Logan also developed a huge appetite. I have had people comment on never seeing a child so small eat so much. He eats twice as much as his brother.
During the next few years Logan continued to make progress. Last year we were told that he might have Angelman Syndrome and after reading about it I got excited because it did describe Logan’s personality, but it did not explain all of the rest of his problems. The test returned negative and we returned to the geneticist. This time a new doctor wanted to see Logan and stated that she had been looking at his file and thought she had an answer. She described MWS and pointed out the facial features to me. I was amazed. A photo and description of Logan was sent to Germany and the doctor there confirmed that Logan fit the profile. Blood work was done and was sent that day to Germany. We hope to have a final answer in a couple of months.
Now Logan is in 1st grade and attends a regular elementary school but is in a special class. He gets to spend some time each day with the regular class and goes on frequent field trips. He uses a hip talker and picture words to communicate. He still understands a lot more than he is able to express, but he continues to move forward. Logan can now walk up the bus steps by himself, he can walk on uneven surfaces, is trying to run (more of a fast paced walk), he can hand over hand feed himself (he can almost do it by himself), and he absolutely loves people. He wants to touch anybody and everybody. He still rips up paper, but is quicker now, and baseball is better than cartoons. The potty training is coming, slowly.
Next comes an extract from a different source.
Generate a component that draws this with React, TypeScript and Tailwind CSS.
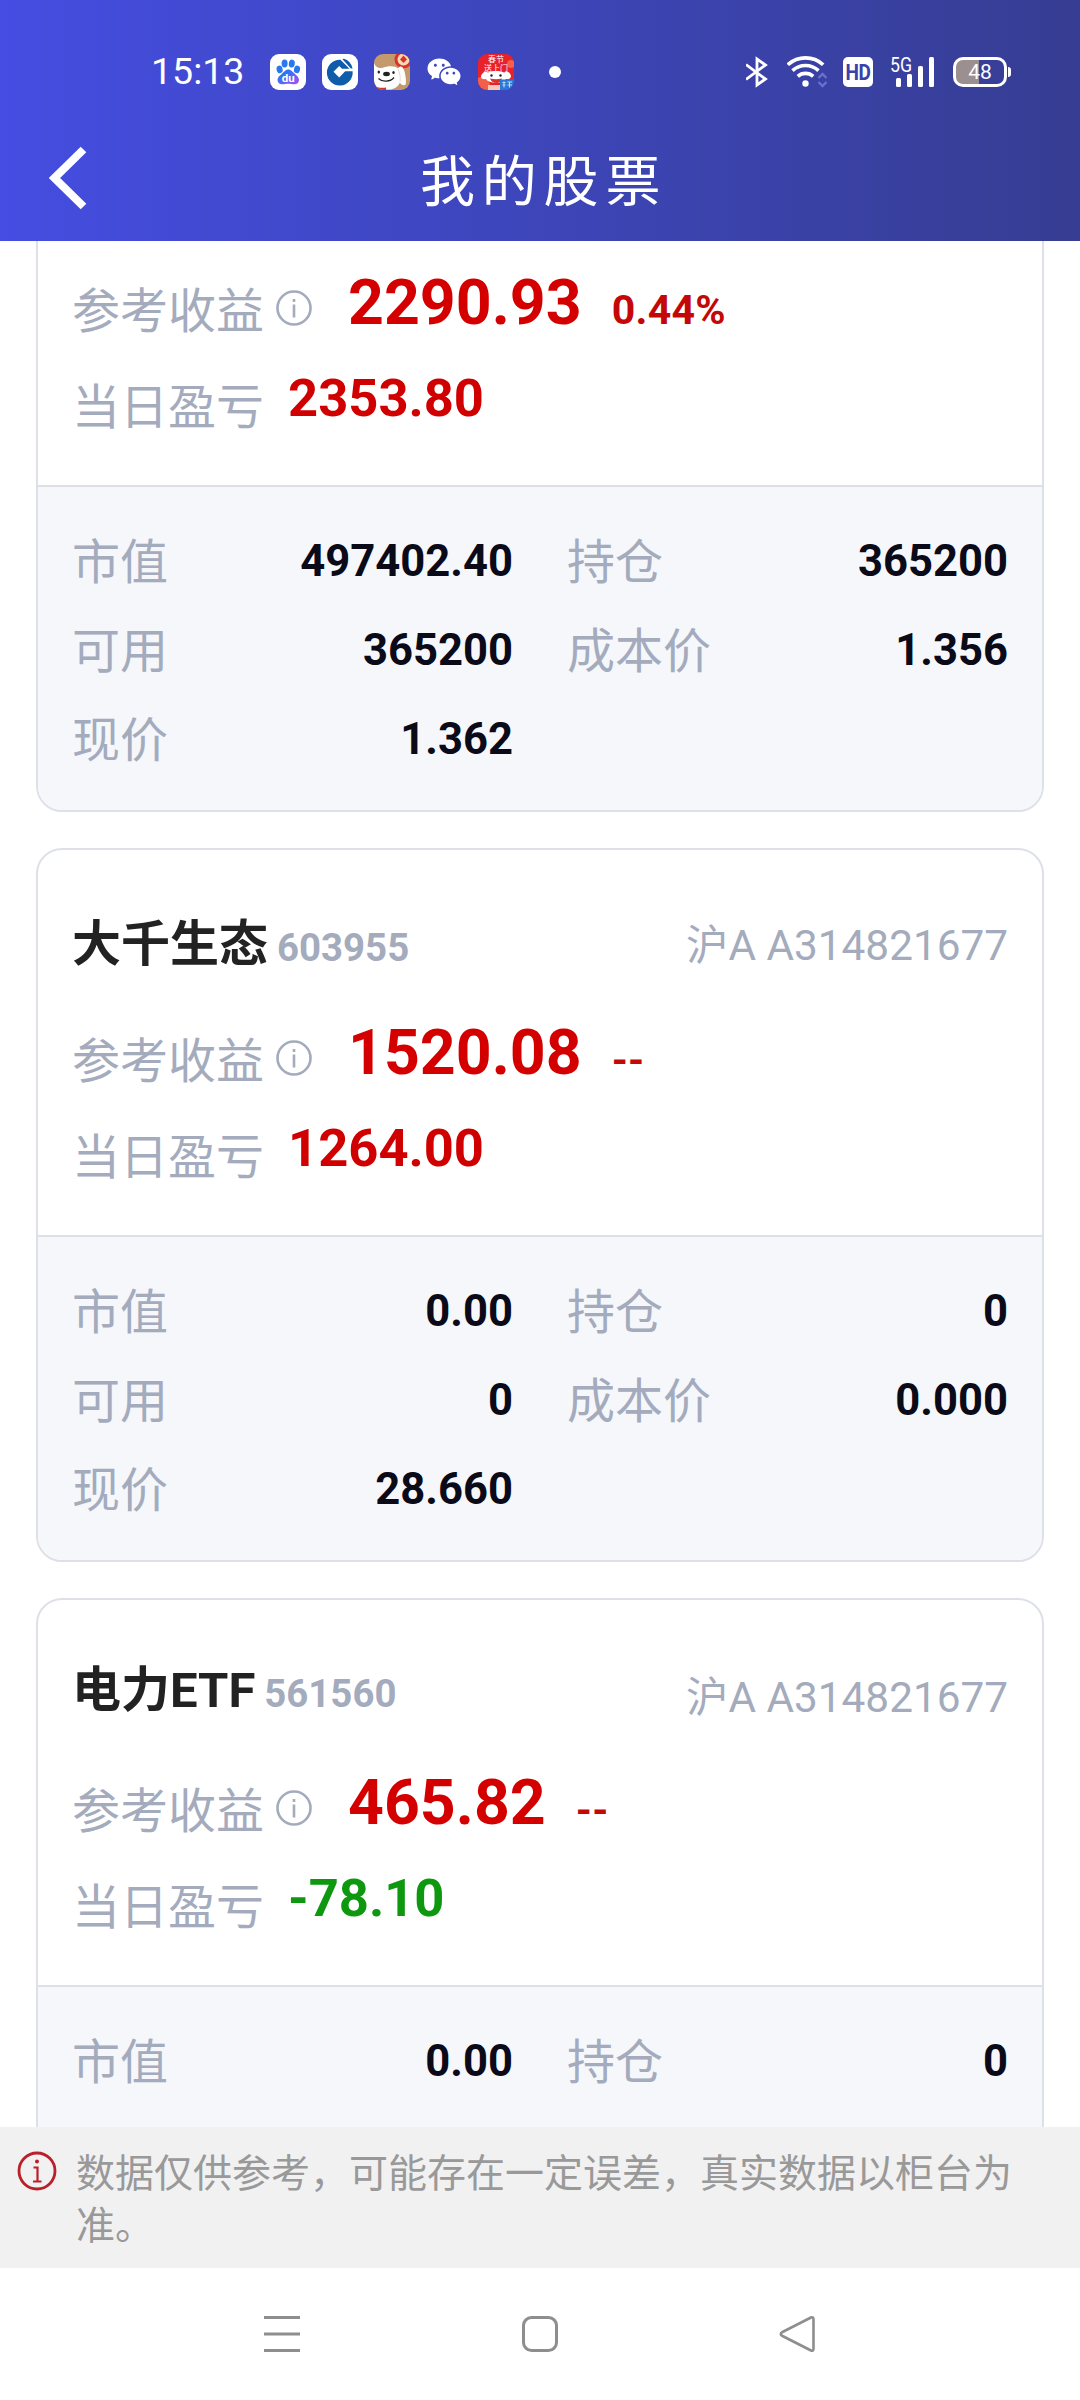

Logan also really loves light switches so all of our lights get turned on and off all of the time. He loves the computer and uses special programs at school. He loves sports and will get a chance to play his first year of baseball this year in a special population’s league. Jordan is Logan’s favorite person and he loves to chase him, and Jordan has been an awesome big brother and tries to teach Logan how to dribble a basketball and how to play catch. Logan still loves to eat and he is still small for his age.
I love to sit back and just watch him play and the look on his face when he is up to something. He is the happiest kid, especially in the mornings. It is so funny when he knows that he has something that he is not supposed to—he will start ripping as quickly as he can because he knows that in just a minute it is going to be taken away, and the whole time he just grins. Those big blue eyes tell a million different stories.